Example: I am just guessing but the cookbook would contain how to grind your own flours Of-course you would have to buy a mill, and grind your own spices, etc......
Originally Posted by Mama Mangia
Mama you are lucky!!! If it weren't so cold up there I would move on up!
I don't know just how lucky that is.
Originally Posted by Cook Chatty Cathy
But Cathy -think about this........
Some no-mind makes a plan-a-gram for a supermarket and puts in this aisle (for instance). Why???
Just how much jam or jelly do you consume? I make my own. What is the purpose? How long do you think it will last - meaning the aisle - not the product.
Grape jelly - how many different companies have their grape jelly on those shelves? How many would you buy? How often do you buy it?
I can see an aisle devoted to pasta (for instance) - but jams and jellies?
And it gets to be a turn-off.
I prefer a small store with brand names where I can shop and get what I want. Thirty-seven different brands of tomato puree or tomato paste does not turn me on.
This store is not going to be in existence for long - not with the way they are stocking it.
No wonder there are so many preservative in foods these days - most have to sit on the shelves forever!

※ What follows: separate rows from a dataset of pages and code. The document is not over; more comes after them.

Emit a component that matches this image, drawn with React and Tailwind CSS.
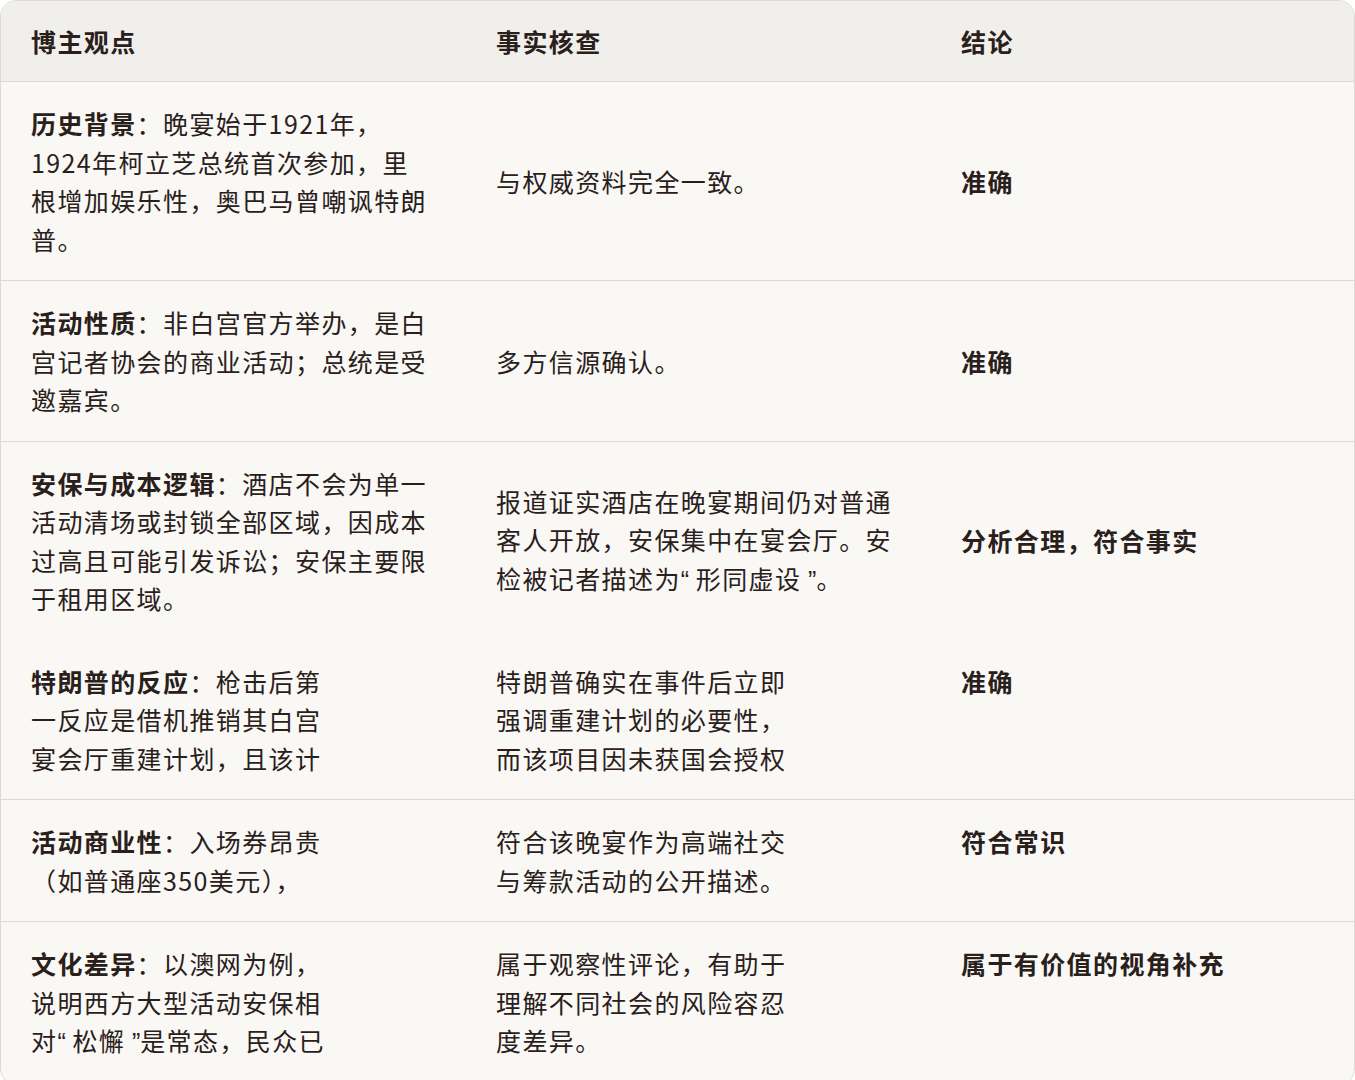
import React from 'react';

const FONT = { fontFamily: '"Noto Sans CJK SC", "Noto Sans", sans-serif' };

// Curly quotes sit in narrow boxes: opening one hugs the left, closing one the right
function Open() {
  return (
    <span className="inline-block w-[15px] text-left tracking-normal" style={{ fontFamily: '"Liberation Sans", sans-serif' }}>
      “
    </span>
  );
}
function Close() {
  return (
    <span className="inline-block w-[15px] text-right tracking-normal" style={{ fontFamily: '"Liberation Sans", sans-serif' }}>
      ”
    </span>
  );
}

const rows = [
  {
    label: '历史背景',
    text: '晚宴始于1921年，1924年柯立芝总统首次参加，里根增加娱乐性，奥巴马曾嘲讽特朗普。',
    check: '与权威资料完全一致。',
    verdict: '准确',
    center: true,
    border: true,
  },
  {
    label: '活动性质',
    text: '非白宫官方举办，是白宫记者协会的商业活动；总统是受邀嘉宾。',
    check: '多方信源确认。',
    verdict: '准确',
    center: true,
    border: true,
  },
  {
    label: '安保与成本逻辑',
    text: '酒店不会为单一活动清场或封锁全部区域，因成本过高且可能引发诉讼；安保主要限于租用区域。',
    check: (
      <>
        报道证实酒店在晚宴期间仍对普通客人开放，安保集中在宴会厅。安检被记者描述为<Open />形同虚设<Close />。
      </>
    ),
    verdict: '分析合理，符合事实',
    center: true,
    border: false,
  },
  {
    label: '特朗普的反应',
    text: '枪击后第一反应是借机推销其白宫宴会厅重建计划，且该计',
    check: '特朗普确实在事件后立即强调重建计划的必要性，而该项目因未获国会授权',
    verdict: '准确',
    narrow: true,
    border: true,
  },
  {
    label: '活动商业性',
    text: '入场券昂贵（如普通座350美元），',
    check: '符合该晚宴作为高端社交与筹款活动的公开描述。',
    verdict: '符合常识',
    narrow: true,
    border: true,
  },
  {
    label: '文化差异',
    text: (
      <>
        以澳网为例，说明西方大型活动安保相对<Open />松懈<Close />是常态，民众已
      </>
    ),
    check: '属于观察性评论，有助于理解不同社会的风险容忍度差异。',
    verdict: '属于有价值的视角补充',
    narrow: true,
    border: false,
  },
];

function Cell({ children, narrow, center }) {
  return (
    <div className={`px-[30px] py-[22px] flex ${center ? 'items-center' : 'items-start'}`}>
      <div className={narrow ? 'max-w-[302px]' : 'max-w-[399px]'}>{children}</div>
    </div>
  );
}

export default function App() {
  return (
    <div className="w-[1355px] h-[1080px] bg-white overflow-hidden" style={FONT}>
      <div className="rounded-2xl border border-[#dcdad4] overflow-hidden bg-[#f9f8f5] text-[#2a201b] text-[25px] leading-[38.5px] tracking-[1.4px]">
        <div className="grid grid-cols-[465px_465px_1fr] h-[81px] items-center bg-[#f0efeb] border-b border-[#dcdad4] font-bold">
          <div className="px-[30px]">博主观点</div>
          <div className="px-[30px]">事实核查</div>
          <div className="px-[30px]">结论</div>
        </div>
        {rows.map((r, i) => (
          <div
            key={i}
            className={`grid grid-cols-[465px_465px_1fr] ${r.border ? 'border-b border-[#dcdad4]' : ''}`}
          >
            <Cell narrow={r.narrow} center={r.center}>
              <p>
                <span className="font-bold">{r.label}</span>：{r.text}
              </p>
            </Cell>
            <Cell narrow={r.narrow} center={r.center}>
              <p>{r.check}</p>
            </Cell>
            <Cell narrow={r.narrow} center={r.center}>
              <p className="font-bold">{r.verdict}</p>
            </Cell>
          </div>
        ))}
      </div>
    </div>
  );
}
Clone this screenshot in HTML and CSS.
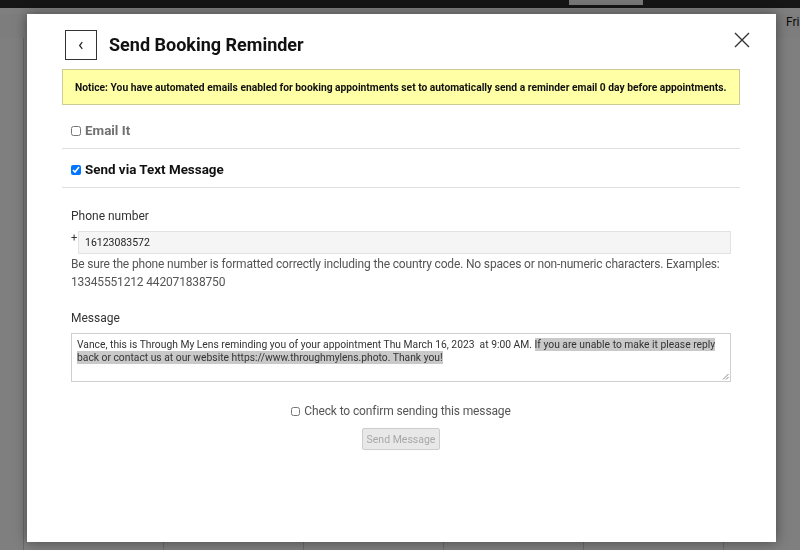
FILE: index.html
```html
<!DOCTYPE html>
<html lang="en">
<head>
<meta charset="utf-8">
<title>Send Booking Reminder</title>
<link rel="stylesheet" href="styles.css">
</head>
<body>
<div class="page">
  <div class="topbar"><span class="topbar-tab"></span></div>
  <div class="calendar">
    <div class="cal-row cal-head">
      <div class="cal-gutter"></div>
      <div class="cal-col">Sun</div>
      <div class="cal-col">Mon</div>
      <div class="cal-col">Tue</div>
      <div class="cal-col">Wed</div>
      <div class="cal-col">Thu</div>
      <div class="cal-col">Fri</div>
    </div>
    <div class="cal-row cal-body">
      <div class="cal-gutter"></div>
      <div class="cal-col"></div>
      <div class="cal-col"></div>
      <div class="cal-col"></div>
      <div class="cal-col"></div>
      <div class="cal-col"></div>
      <div class="cal-col"></div>
    </div>
  </div>
</div>
<div class="backdrop"></div>
<div class="modal">
  <div class="modal-header">
    <button class="back-btn" type="button" aria-label="Back">
      <svg width="6" height="9" viewBox="0 0 6 9"><polyline points="4.3,1.2 1.6,4.5 4.3,7.8" fill="none" stroke="#222" stroke-width="1.2"/></svg>
    </button>
    <h2 class="title">Send Booking Reminder</h2>
    <button class="close-btn" type="button" aria-label="Close">
      <svg width="16" height="16" viewBox="0 0 16 16"><path d="M1 1 L15 15 M15 1 L1 15" stroke="#333" stroke-width="1.4" fill="none"/></svg>
    </button>
  </div>
  <div class="notice">Notice: You have automated emails enabled for booking appointments set to automatically send a reminder email 0 day before appointments.</div>
  <label class="option option-first option-muted"><input type="checkbox" class="cb"> Email It</label>
  <label class="option"><input type="checkbox" class="cb" checked> Send via Text Message</label>
  <div class="form">
    <div class="field-label">Phone number</div>
    <div class="phone-row">
      <span class="plus">+</span>
      <div class="phone-input">16123083572</div>
    </div>
    <p class="help">Be sure the phone number is formatted correctly including the country code. No spaces or non-numeric characters. Examples:<br>13345551212 442071838750</p>
    <div class="field-label msg-label">Message</div>
    <div class="textarea">Vance, this is Through My Lens reminding you of your appointment Thu March 16, 2023&nbsp; at 9:00 AM. <span class="sel">If you are unable to make it please reply<br>back or contact us at our website https://www.throughmylens.photo. Thank you!</span>
      <svg class="grip" width="7" height="7" viewBox="0 0 7 7"><path d="M6.5 1 L1 6.5 M6.5 4 L4 6.5" stroke="#777" stroke-width="0.9"/></svg>
    </div>
    <label class="confirm"><input type="checkbox" class="cb cb-small"> Check to confirm sending this message</label>
    <div class="actions"><button class="send-btn" type="button" disabled>Send Message</button></div>
  </div>
</div>
</body>
</html>
```

FILE: styles.css
```css
* { box-sizing: border-box; }
html, body {
  margin: 0;
  padding: 0;
  width: 800px;
  height: 550px;
  overflow: hidden;
  font-family: Roboto, "Liberation Sans", Arial, sans-serif;
  background: #fff;
}
.page {
  width: 800px;
  height: 550px;
  display: flex;
  flex-direction: column;
}
.topbar {
  height: 8px;
  background: #2c2c2c;
  position: relative;
  flex: none;
}
.topbar-tab {
  position: absolute;
  left: 569px;
  top: 0;
  width: 74px;
  height: 5px;
  background: #eeeeee;
}
.calendar {
  flex: 1;
  display: flex;
  flex-direction: column;
  background: #fff;
}
.cal-row {
  display: grid;
  grid-template-columns: 23px repeat(6, 140px);
}
.cal-head {
  height: 24px;
  margin-top: 6px;
  background: #fafafa;
}
.cal-head .cal-col {
  font-size: 12px;
  line-height: 16px;
  color: #111;
  padding: 0 0 0 63px;
  white-space: nowrap;
  border-left: 0;
}
.cal-body { flex: 1; }
.cal-col { border-left: 1px solid #d4d4d4; }
.backdrop {
  position: fixed;
  inset: 0;
  background: rgba(0, 0, 0, 0.5);
}
.modal {
  position: absolute;
  left: 27px;
  top: 14px;
  width: 749px;
  height: 528px;
  background: #fff;
  box-shadow: 0 0 12px rgba(0, 0, 0, 0.45);
  padding: 16px 36px 0 35px;
}
.modal-header {
  display: flex;
  align-items: center;
  height: 30px;
}
.back-btn {
  width: 32px;
  height: 30px;
  margin-left: 3px;
  border: 1px solid #333;
  background: #fff;
  padding: 0;
  display: flex;
  align-items: center;
  justify-content: center;
  flex: none;
}
.title {
  margin: 0 0 0 12px;
  font-size: 18px;
  font-weight: 700;
  line-height: 22px;
  color: #111;
}
.close-btn {
  margin-left: auto;
  margin-right: -10px;
  margin-top: -11px;
  width: 16px;
  height: 16px;
  padding: 0;
  border: 0;
  background: none;
  display: flex;
  flex: none;
}
.notice {
  margin-top: 9px;
  height: 36px;
  background: #ffffa6;
  border: 1px solid #cfcb94;
  padding: 0 12px;
  font-size: 10.28px;
  font-weight: 700;
  color: #111;
  display: flex;
  align-items: center;
  white-space: nowrap;
}
.option {
  display: flex;
  align-items: center;
  gap: 4px;
  padding: 12px 9px 8px;
  line-height: 18px;
  font-size: 13.4px;
  font-weight: 700;
  color: #111;
  border-bottom: 1px solid #e0e0e0;
}
.option-first { margin-top: 5px; }
.option-muted { color: #707070; }
.cb {
  width: 10px;
  height: 10px;
  margin: 0;
  flex: none;
}
.cb-small { width: 9px; height: 9px; }
.form {
  padding: 19px 9px 0;
}
.field-label {
  font-size: 12px;
  line-height: 18px;
  color: #333;
}
.msg-label { margin-top: 18px; }
.phone-row {
  display: flex;
  margin-top: 6px;
}
.plus {
  width: 7px;
  font-size: 11px;
  line-height: 14px;
  color: #333;
  flex: none;
}
.phone-input {
  flex: 1;
  height: 23px;
  background: #f5f5f5;
  border: 1px solid #e2e2e2;
  padding-left: 6px;
  font-size: 10.5px;
  line-height: 21px;
  color: #222;
}
.help {
  margin: 1px 0 0;
  font-size: 12px;
  letter-spacing: -0.16px;
  line-height: 18px;
  color: #555;
}
.textarea {
  position: relative;
  margin-top: 6px;
  height: 49px;
  border: 1px solid #cfcfcf;
  padding: 4px 5px;
  font-size: 10.3px;
  line-height: 13px;
  color: #333;
  white-space: nowrap;
}
.sel { background: #c9c9c9; }
.grip {
  position: absolute;
  right: 1px;
  bottom: 1px;
}
.confirm {
  display: flex;
  justify-content: center;
  align-items: center;
  gap: 4px;
  margin-top: 20px;
  font-size: 12px;
  letter-spacing: -0.12px;
  line-height: 18px;
  color: #555;
}
.actions {
  display: flex;
  justify-content: center;
  margin-top: 8px;
}
.send-btn {
  width: 78px;
  height: 22px;
  padding: 0;
  background: #e8e8e8;
  border: 1px solid #cdcdcd;
  border-radius: 2px;
  font-family: inherit;
  font-size: 10.5px;
  color: #a8a8a8;
}
```
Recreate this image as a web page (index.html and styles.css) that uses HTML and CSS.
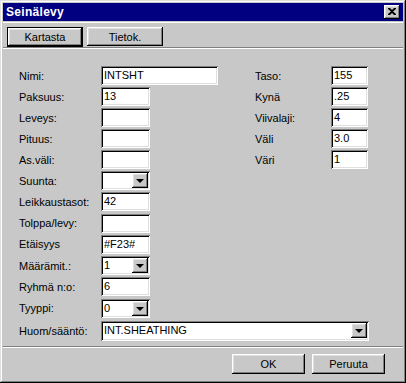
FILE: index.html
```html
<!DOCTYPE html>
<html lang="fi">
<head>
    <meta charset="UTF-8">
    <title>Seinälevy</title>
    <link rel="stylesheet" href="styles.css">
</head>
<body>
    <div class="window">
        <div class="titlebar">
            <span class="title">Seinälevy</span>
            <button class="close raised">
                <svg width="8" height="7" viewBox="0 0 8 7"><path d="M0 0h2l2 2 2-2h2v1L5 3.5 8 6v1H6L4 5 2 7H0V6l3-2.5L0 1z" fill="#000"/></svg>
            </button>
        </div>

        <div class="tabs">
            <button class="btn default">Kartasta</button>
            <button class="btn raised">Tietok.</button>
        </div>

        <div class="form">
            <div class="cols">
                <div class="col left">
                    <div class="row"><label>Nimi:</label><div class="field wide">INTSHT</div></div>
                    <div class="row"><label>Paksuus:</label><div class="field">13</div></div>
                    <div class="row"><label>Leveys:</label><div class="field"></div></div>
                    <div class="row"><label>Pituus:</label><div class="field"></div></div>
                    <div class="row"><label>As.väli:</label><div class="field"></div></div>
                    <div class="row"><label>Suunta:</label><div class="field combo"><span></span><i class="arrow raised"></i></div></div>
                    <div class="row"><label>Leikkaustasot:</label><div class="field">42</div></div>
                    <div class="row"><label>Tolppa/levy:</label><div class="field"></div></div>
                    <div class="row"><label>Etäisyys</label><div class="field">#F23#</div></div>
                    <div class="row"><label>Määrämit.:</label><div class="field combo"><span>1</span><i class="arrow raised"></i></div></div>
                    <div class="row"><label>Ryhmä n:o:</label><div class="field">6</div></div>
                    <div class="row"><label>Tyyppi:</label><div class="field combo"><span>0</span><i class="arrow raised"></i></div></div>
                </div>
                <div class="col right">
                    <div class="row"><label>Taso:</label><div class="field short">155</div></div>
                    <div class="row"><label>Kynä</label><div class="field short">.25</div></div>
                    <div class="row"><label>Viivalaji:</label><div class="field short">4</div></div>
                    <div class="row"><label>Väli</label><div class="field short">3.0</div></div>
                    <div class="row"><label>Väri</label><div class="field short">1</div></div>
                </div>
            </div>
            <div class="row last"><label>Huom/sääntö:</label><div class="field combo long"><span>INT.SHEATHING</span><i class="arrow raised"></i></div></div>
        </div>

        <div class="footer">
            <button class="btn raised">OK</button>
            <button class="btn raised">Peruuta</button>
        </div>
    </div>
</body>
</html>
```

FILE: styles.css
```css
* {
    box-sizing: border-box;
    margin: 0;
    padding: 0;
}

body {
    font-family: "Liberation Sans", Arial, sans-serif;
    font-size: 11px;
    color: #000;
    background-color: #c8c8c8;
}

.raised {
    box-shadow: inset -1px -1px #000, inset 1px 1px #fff, inset -2px -2px #808080, inset 2px 2px #dfdfdf;
}

.window {
    width: 406px;
    height: 383px;
    padding: 3px;
    background-color: #c8c8c8;
    box-shadow: inset -1px -1px #000, inset 1px 1px #dfdfdf, inset -2px -2px #808080, inset 2px 2px #fff;
    display: flex;
    flex-direction: column;
}

.titlebar {
    height: 18px;
    background-color: #000080;
    color: white;
    display: flex;
    align-items: center;
    justify-content: space-between;
    padding: 0 3px 0 3px;
}

.title {
    font-weight: bold;
    font-size: 12px;
    letter-spacing: 0.3px;
}

.close {
    width: 16px;
    height: 14px;
    border: none;
    background-color: #c8c8c8;
    display: flex;
    align-items: center;
    justify-content: center;
    padding-bottom: 1px;
}

.tabs {
    display: flex;
    gap: 4px;
    padding: 4px 0 0 4px;
    height: 26px;
    border-top: 1px solid #fff;
    border-bottom: 1px solid #808080;
    box-shadow: 0 1px #fff;
    margin-top: 1px;
}

.btn {
    font-family: inherit;
    font-size: 11px;
    background-color: #c8c8c8;
    border: none;
    width: 76px;
    height: 19px;
}

.btn.default {
    height: 20px;
    box-shadow: inset 0 0 0 1px #000, inset -2px -2px #000, inset 2px 2px #fff, inset -3px -3px #808080, inset 3px 3px #dfdfdf;
}

.form {
    padding: 17px 0 0 16px;
    flex: 1;
    border-bottom: 1px solid #808080;
}

.cols {
    display: flex;
}

.col.left {
    width: 236px;
}

.row {
    height: 21px;
    display: flex;
    align-items: center;
}

.row:nth-child(n+7) {
    margin-top: 0.3px;
}

.row.last {
    margin-top: 2px;
}

.row label {
    width: 82px;
}

.col.right label {
    width: 76px;
}

.field {
    width: 49px;
    height: 19px;
    background-color: white;
    padding: 3px 0 0 3px;
    white-space: nowrap;
    box-shadow: inset 1px 1px #808080, inset -1px -1px #fff, inset 2px 2px #000, inset -2px -2px #dfdfdf;
}

.field.wide {
    width: 117px;
}

.field.short {
    width: 37px;
}

.field.long {
    width: 268px;
    height: 20px;
}

.combo {
    display: flex;
    justify-content: space-between;
    padding: 2px 2px 2px 3px;
}

.combo span {
    padding-top: 1px;
}

.arrow {
    width: 16px;
    height: 15px;
    background-color: #c8c8c8;
    position: relative;
}

.arrow::after {
    content: "";
    position: absolute;
    left: 4px;
    top: 6px;
    border-left: 4px solid transparent;
    border-right: 4px solid transparent;
    border-top: 4px solid #000;
}

.footer {
    height: 33px;
    border-top: 1px solid #fff;
    display: flex;
    justify-content: flex-end;
    gap: 7px;
    padding: 6px 18px 0 0;
}

.footer .btn {
    width: 73px;
    height: 20px;
}
```
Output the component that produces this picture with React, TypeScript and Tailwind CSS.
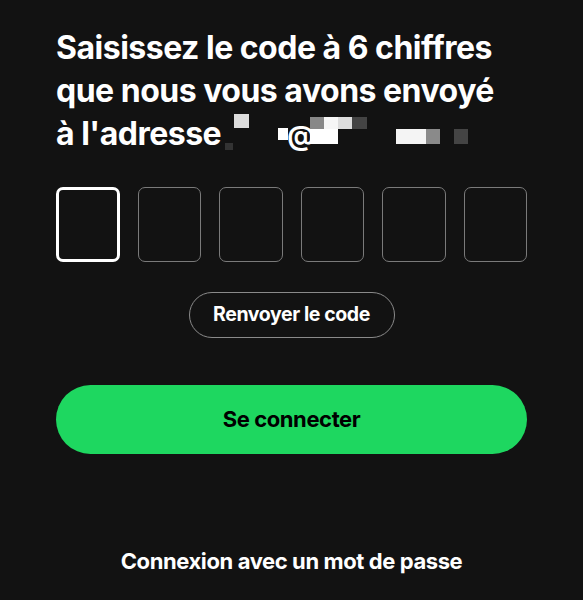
import React from 'react';

const font = { fontFamily: 'Inter, "Noto Sans", sans-serif' };

// pixelated redaction over the email address (drawn blocks)
const BlocksLeft: React.FC = () => (
  <svg width="64" height="40" viewBox="0 0 64 40" className="shrink-0">
    <rect x="9" y="0" width="15" height="14" fill="#dcdcdc" />
    <rect x="0" y="29" width="8" height="7" fill="#333333" />
    <rect x="53" y="14" width="10" height="12" fill="#ffffff" />
  </svg>
);

const BlocksRight: React.FC = () => (
  <svg width="160" height="40" viewBox="0 0 160 40" className="shrink-0">
    <rect x="0" y="2" width="14" height="12" fill="#888888" />
    <rect x="14" y="2" width="14" height="12" fill="#f6f6f6" />
    <rect x="28" y="2" width="14" height="12" fill="#dddddd" />
    <rect x="42" y="2" width="15" height="12" fill="#444444" />
    <rect x="0" y="14" width="28" height="15" fill="#ffffff" />
    <rect x="86" y="14" width="30" height="15" fill="#f4f4f4" />
    <rect x="116" y="14" width="14" height="15" fill="#8a8a8a" />
    <rect x="144" y="14" width="14" height="15" fill="#444444" />
  </svg>
);

const App: React.FC = () => {
  return (
    <div className="min-h-[600px] w-[583px] bg-[#121212] px-[56px] pt-[26px] text-white" style={font}>
      <h1 className="text-[32px] font-bold leading-[43px] tracking-[-0.5px]">
        <span className="block">Saisissez le code à 6 chiffres</span>
        <span className="block">que nous vous avons envoyé</span>
        <span className="flex items-center">
          <span>à l'adresse</span>
          <span className="ml-[4px] flex items-center">
            <BlocksLeft />
            <span className="-ml-[2px] mt-[3px] text-[27px] leading-none">@</span>
            <span className="-ml-[4px] mt-[2px]">
              <BlocksRight />
            </span>
          </span>
        </span>
      </h1>

      <div className="mt-[32px] grid grid-cols-6 gap-[18px]">
        {[...Array(6)].map((_, i) => (
          <div
            key={i}
            className={
              i === 0
                ? 'h-[75px] rounded-[7px] border-[3px] border-white'
                : 'h-[75px] rounded-[7px] border-[1.5px] border-[#7a7a7a]'
            }
          />
        ))}
      </div>

      <div className="mt-[30px] flex justify-center">
        <button className="h-[46px] w-[206px] rounded-full border border-[#8a8a8a] text-[19.5px] font-bold tracking-[-0.4px] text-white">
          Renvoyer le code
        </button>
      </div>

      <button className="mt-[47px] h-[69px] w-full rounded-full bg-[#1ed760] text-[22px] font-bold tracking-[-0.4px] text-black">
        Se connecter
      </button>

      <div className="mt-[91px] text-center text-[22px] font-bold tracking-[-0.4px]">
        Connexion avec un mot de passe
      </div>
    </div>
  );
};

export default App;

>I can see an aisle devoted to pasta (for instance) - but jams and jellies?<
I good example, Mama. 'Round heah, a typical pasta section is rather large. Might be as much as half an aisle. But when you look closely you find it isn't stocked in breadth.
What you have is three of four "standard" pastas. But as many as five brands of each. I'd druther see fewer brands and a wider selection of types. I mean, let's face it, how much difference is there between commercial versions of spaghetti?
And, of course, until Buitoni started it's big push recently, we're talking strictly dry pasta. There was no such thing as fresh pasta.
It's pretty much that way with everything. They either don't have it at all (most common). Or they have a wide choice of brands, all for the same item.
And if you think it's hard on a native, just imagine someone like me, who grew up in NYC, where anything I wanted was available 24/7.